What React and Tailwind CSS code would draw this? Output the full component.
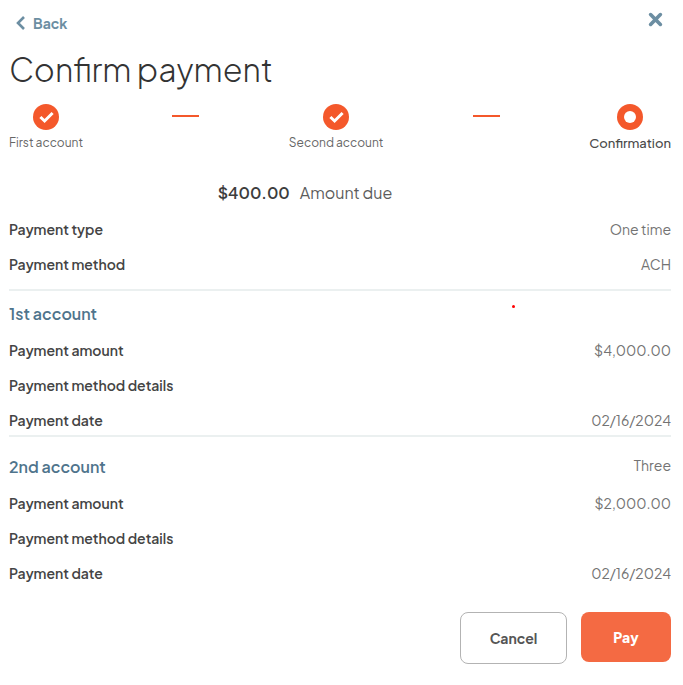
import React from 'react';
import { clsx } from 'clsx';

const steps = [
    { label: 'First account', done: true },
    { label: 'Second account', done: true },
    { label: 'Confirmation', done: false },
];

const summary = [
    { label: 'Payment type', value: 'One time' },
    { label: 'Payment method', value: 'ACH' },
];

const accounts = [
    {
        title: '1st account',
        rows: [
            { label: 'Payment amount', value: '$4,000.00' },
            { label: 'Payment method details', value: '' },
            { label: 'Payment date', value: '02/16/2024' },
        ],
    },
    {
        title: '2nd account',
        note: 'Three',
        rows: [
            { label: 'Payment amount', value: '$2,000.00' },
            { label: 'Payment method details', value: '' },
            { label: 'Payment date', value: '02/16/2024' },
        ],
    },
];

const StepIcon = ({ done }) => (
    <svg className="size-[26px]" viewBox="0 0 26 26" fill="none" aria-hidden="true">
        <circle cx="13" cy="13" r="13" fill="#f4582b" />
        {done ? (
            <path d="M7.4 13 11.6 17 19.6 9" stroke="#fff" strokeWidth="3" />
        ) : (
            <circle cx="13" cy="13" r="6" fill="#fff" />
        )}
    </svg>
);

const Stepper = () => (
    <ol className="flex justify-between mt-3">
        {steps.map((step, i) => (
            <React.Fragment key={step.label}>
                {i > 0 && <li aria-hidden="true" className="w-[27px] h-[2px] mt-[11px] bg-[#f4582b]" />}
                <li
                    className={clsx(
                        'flex flex-col items-center gap-1 leading-[18px]',
                        step.done ? 'text-[12px] text-[#666]' : 'text-[13px] font-medium text-[#4a4a4a]'
                    )}
                >
                    <StepIcon done={step.done} />
                    {step.label}
                </li>
            </React.Fragment>
        ))}
    </ol>
);

const Rows = ({ rows }) => (
    <dl className="flex flex-col gap-[11px]">
        {rows.map((row) => (
            <div key={row.label} className="flex items-center justify-between h-6 text-[14px]">
                <dt className="font-semibold text-[#444]">{row.label}</dt>
                <dd className="text-[#737373]">{row.value}</dd>
            </div>
        ))}
    </dl>
);

const Account = ({ title, note, rows }) => (
    <section className="border-t-2 border-[#ebf0f0] pt-[7px] pb-[3px] last-of-type:pt-[14px]">
        <div className="flex items-center justify-between h-8 mb-2">
            <h2 className="text-[16px] font-semibold text-[#4f748c]">{title}</h2>
            {note && <span className="self-start text-[14px] leading-7 text-[#737373]">{note}</span>}
        </div>
        <Rows rows={rows} />
    </section>
);

const App = () => {
    return (
        <main className="min-h-screen bg-white pl-[9px] pr-3 pt-2 pb-5 font-['Plus_Jakarta_Sans','Inter',sans-serif]">
            <header className="flex items-start justify-between">
                <a href="#" className="flex items-center gap-2 pl-[7px] h-[30px] text-[14px] font-bold text-[#6c8ea2]">
                    <svg className="w-[9px] h-[14px]" viewBox="0 0 9 14" fill="none" stroke="currentColor" strokeWidth="2.6" aria-hidden="true">
                        <path d="M8 1 2 7l6 6" />
                    </svg>
                    Back
                </a>
                <button type="button" aria-label="Close" className="mr-2 mt-1 text-[#6c8ea2]">
                    <svg className="size-[15px]" viewBox="0 0 15 15" fill="none" stroke="currentColor" strokeWidth="3.6" strokeLinecap="round" aria-hidden="true">
                        <path d="m2.6 2.6 9.8 9.8m0-9.8-9.8 9.8" />
                    </svg>
                </button>
            </header>

            <h1 className="mt-2 text-[32px] leading-[46px] font-light text-[#333]">Confirm payment</h1>

            <Stepper />

            <p className="flex items-center justify-center gap-[10px] mt-[29px] mb-3 h-6 pr-[70px] text-[16px] text-[#5c5c5c]">
                <strong className="font-semibold text-[#3d3d3d]">$400.00</strong>
                Amount due
            </p>

            <Rows rows={summary} />

            <div className="relative flex flex-col mt-[13px]">
                {accounts.map((account) => (
                    <Account key={account.title} {...account} />
                ))}
                <span className="absolute left-[76%] top-4 size-[3px] rounded-full bg-[#f00]" />
            </div>

            <div className="flex items-start justify-end gap-[14px] mt-6 text-[14px]">
                <button type="button" className="w-[107px] h-[52px] rounded-lg border border-[#b3b3b3] bg-white font-bold text-[#555]">
                    Cancel
                </button>
                <button type="button" className="w-[90px] h-[50px] rounded-lg bg-[#f46a43] font-extrabold text-white">
                    Pay
                </button>
            </div>
        </main>
    );
};

export default App;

> Exercise: Reproduce every line precisely as given, omitting all pictures.

> Reply:
What React and Tailwind CSS code would draw this? Output the full component.
import React from 'react';
import { clsx } from 'clsx';

const steps = [
    { label: 'First account', done: true },
    { label: 'Second account', done: true },
    { label: 'Confirmation', done: false },
];

const summary = [
    { label: 'Payment type', value: 'One time' },
    { label: 'Payment method', value: 'ACH' },
];

const accounts = [
    {
        title: '1st account',
        rows: [
            { label: 'Payment amount', value: '$4,000.00' },
            { label: 'Payment method details', value: '' },
            { label: 'Payment date', value: '02/16/2024' },
        ],
    },
    {
        title: '2nd account',
        note: 'Three',
        rows: [
            { label: 'Payment amount', value: '$2,000.00' },
            { label: 'Payment method details', value: '' },
            { label: 'Payment date', value: '02/16/2024' },
        ],
    },
];

const StepIcon = ({ done }) => (
    <svg className="size-[26px]" viewBox="0 0 26 26" fill="none" aria-hidden="true">
        <circle cx="13" cy="13" r="13" fill="#f4582b" />
        {done ? (
            <path d="M7.4 13 11.6 17 19.6 9" stroke="#fff" strokeWidth="3" />
        ) : (
            <circle cx="13" cy="13" r="6" fill="#fff" />
        )}
    </svg>
);

const Stepper = () => (
    <ol className="flex justify-between mt-3">
        {steps.map((step, i) => (
            <React.Fragment key={step.label}>
                {i > 0 && <li aria-hidden="true" className="w-[27px] h-[2px] mt-[11px] bg-[#f4582b]" />}
                <li
                    className={clsx(
                        'flex flex-col items-center gap-1 leading-[18px]',
                        step.done ? 'text-[12px] text-[#666]' : 'text-[13px] font-medium text-[#4a4a4a]'
                    )}
                >
                    <StepIcon done={step.done} />
                    {step.label}
                </li>
            </React.Fragment>
        ))}
    </ol>
);

const Rows = ({ rows }) => (
    <dl className="flex flex-col gap-[11px]">
        {rows.map((row) => (
            <div key={row.label} className="flex items-center justify-between h-6 text-[14px]">
                <dt className="font-semibold text-[#444]">{row.label}</dt>
                <dd className="text-[#737373]">{row.value}</dd>
            </div>
        ))}
    </dl>
);

const Account = ({ title, note, rows }) => (
    <section className="border-t-2 border-[#ebf0f0] pt-[7px] pb-[3px] last-of-type:pt-[14px]">
        <div className="flex items-center justify-between h-8 mb-2">
            <h2 className="text-[16px] font-semibold text-[#4f748c]">{title}</h2>
            {note && <span className="self-start text-[14px] leading-7 text-[#737373]">{note}</span>}
        </div>
        <Rows rows={rows} />
    </section>
);

const App = () => {
    return (
        <main className="min-h-screen bg-white pl-[9px] pr-3 pt-2 pb-5 font-['Plus_Jakarta_Sans','Inter',sans-serif]">
            <header className="flex items-start justify-between">
                <a href="#" className="flex items-center gap-2 pl-[7px] h-[30px] text-[14px] font-bold text-[#6c8ea2]">
                    <svg className="w-[9px] h-[14px]" viewBox="0 0 9 14" fill="none" stroke="currentColor" strokeWidth="2.6" aria-hidden="true">
                        <path d="M8 1 2 7l6 6" />
                    </svg>
                    Back
                </a>
                <button type="button" aria-label="Close" className="mr-2 mt-1 text-[#6c8ea2]">
                    <svg className="size-[15px]" viewBox="0 0 15 15" fill="none" stroke="currentColor" strokeWidth="3.6" strokeLinecap="round" aria-hidden="true">
                        <path d="m2.6 2.6 9.8 9.8m0-9.8-9.8 9.8" />
                    </svg>
                </button>
            </header>

            <h1 className="mt-2 text-[32px] leading-[46px] font-light text-[#333]">Confirm payment</h1>

            <Stepper />

            <p className="flex items-center justify-center gap-[10px] mt-[29px] mb-3 h-6 pr-[70px] text-[16px] text-[#5c5c5c]">
                <strong className="font-semibold text-[#3d3d3d]">$400.00</strong>
                Amount due
            </p>

            <Rows rows={summary} />

            <div className="relative flex flex-col mt-[13px]">
                {accounts.map((account) => (
                    <Account key={account.title} {...account} />
                ))}
                <span className="absolute left-[76%] top-4 size-[3px] rounded-full bg-[#f00]" />
            </div>

            <div className="flex items-start justify-end gap-[14px] mt-6 text-[14px]">
                <button type="button" className="w-[107px] h-[52px] rounded-lg border border-[#b3b3b3] bg-white font-bold text-[#555]">
                    Cancel
                </button>
                <button type="button" className="w-[90px] h-[50px] rounded-lg bg-[#f46a43] font-extrabold text-white">
                    Pay
                </button>
            </div>
        </main>
    );
};

export default App;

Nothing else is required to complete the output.